8 June 2013 | preston-luther
Miller's Crossing is a film containing characters of the gangster genre occupying a noir-style world. Visually, the film holds up with other Coen Brother films in terms of its style, which includes elaborate set designs, costumes, landscapes, etc. Visually, the film is magnificent and eye-catching.
Where the film falters lies in its dialogue. A staple of Coen Brothers' scripts, particularly their earlier films, involves characters who possess an uncharacteristically sharp tongue and wide vocabulary. Miller's Crossing is no different. Don't get me wrong, the dialogue is well-written, but at times too well-written. Characters speak so fluently in wise-cracking threats that their eloquence undermines their threats. The audience, rather than invest care in the characters, instead marvels at their wit and articulacy. But again, this isn't to say that the dialogue is bad. In fact, most will probably find the characters and dialogue appealing.
The plot does not become apparent until after the credits roll. For the beginning of the film, characters speak swiftly back and forth, referencing off-screen characters nobody in the audience has yet seen. This may lead to some confusion regarding what in tarnation is happening, which subsequently may lead to a lack of emotion or care invested into the story by the viewer(s). Ultimately, Miller's Crossing is one of those films you're going to have consider in retrospect in order to piece it together.

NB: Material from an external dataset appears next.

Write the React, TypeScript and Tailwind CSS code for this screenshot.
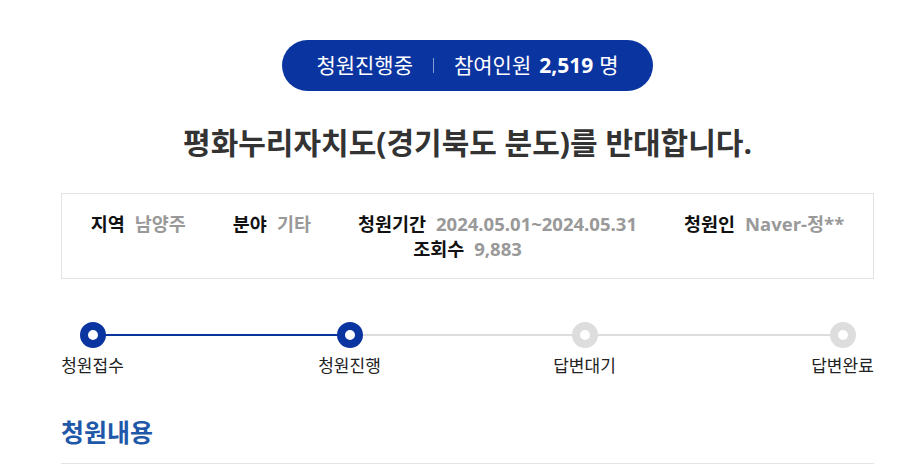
const FONT = { fontFamily: '"Open Sans", "Noto Sans CJK KR", sans-serif' };

const infos = [
  { label: "지역", value: "남양주" },
  { label: "분야", value: "기타" },
  { label: "청원기간", value: "2024.05.01~2024.05.31" },
  { label: "청원인", value: "Naver-정**" },
  { label: "조회수", value: "9,883" },
];

function Dot({ active }: { active: boolean }) {
  return (
    <span
      className={
        "relative z-10 block h-[26px] w-[26px] rounded-full border-[8px] bg-white " +
        (active ? "border-[#0a34a0]" : "border-[#dddddd]")
      }
    />
  );
}

export default function App() {
  return (
    <div className="min-h-[464px] bg-white text-[#222]" style={FONT}>
      <div className="ml-[61px] w-[813px] pt-[40px]">
        <div className="flex justify-center">
          <div className="flex h-[51px] items-center rounded-full bg-[#0a34a0] px-[34px] text-[21px] text-white">
            <span>청원진행중</span>
            <span className="mx-[20px] h-[15px] w-px bg-white/50" />
            <span>참여인원</span>
            <span className="ml-[8px] font-bold">2,519</span>
            <span className="ml-[6px]">명</span>
          </div>
        </div>

        <h1 className="mt-[34px] text-center text-[30px] font-bold leading-[36px] text-[#333]">
          평화누리자치도(경기북도 분도)를 반대합니다.
        </h1>

        <div className="mt-[32px] flex h-[86px] flex-wrap content-center justify-center gap-x-[47px] border border-[#e3e3e3] px-[20px] text-[18.5px] leading-[25px]">
          {infos.map((i) => (
            <div key={i.label} className="flex gap-[10px]">
              <span className="font-bold text-[#111]">{i.label}</span>
              <span className="font-bold text-[#999]">{i.value}</span>
            </div>
          ))}
        </div>

        <div className="relative mt-[43px]">
          <div className="absolute left-[31px] right-[31px] top-[12px] h-[2px] bg-[#dddddd]" />
          <div className="absolute left-[31px] top-[12px] h-[2px] w-[257px] bg-[#0a34a0]" />
          <div className="flex text-[17px] leading-[22px] text-[#222]">
            <div className="flex w-[63px] flex-col items-center gap-[7px]">
              <Dot active />
              <span className="whitespace-nowrap">청원접수</span>
            </div>
            <div className="ml-[194px] flex w-[63px] flex-col items-center gap-[7px]">
              <Dot active />
              <span className="whitespace-nowrap">청원진행</span>
            </div>
            <div className="ml-[172px] flex w-[63px] flex-col items-center gap-[7px]">
              <Dot active={false} />
              <span className="whitespace-nowrap">답변대기</span>
            </div>
            <div className="ml-auto flex w-[63px] flex-col items-center gap-[7px]">
              <Dot active={false} />
              <span className="whitespace-nowrap">답변완료</span>
            </div>
          </div>
        </div>

        <h2 className="mt-[40px] border-b border-[#e3e3e3] pb-[16px] text-[25px] font-bold leading-[30px] text-[#1f58a8]">
          청원내용
        </h2>
      </div>
    </div>
  );
}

Albert Finney and Jon Polito offer tremendous performances as respective racketeer bosses. Gabriel Byre successfully plays Tom Reagan, a man caught in the middle of the warring mobsters. The wonderfully gifted John Turturro plays the two-timing Bernie Bernbaum. For this role, the Coens couldn't have scripted anyone better than Turturro, who in one instance can seem sputtering and weak 'til the next scene in which he confidently points a gun in someone's face.
Overall, Miller's Crossing is a good film that possesses many reasons to watch it; though ultimately you may find yourself having to watch it again.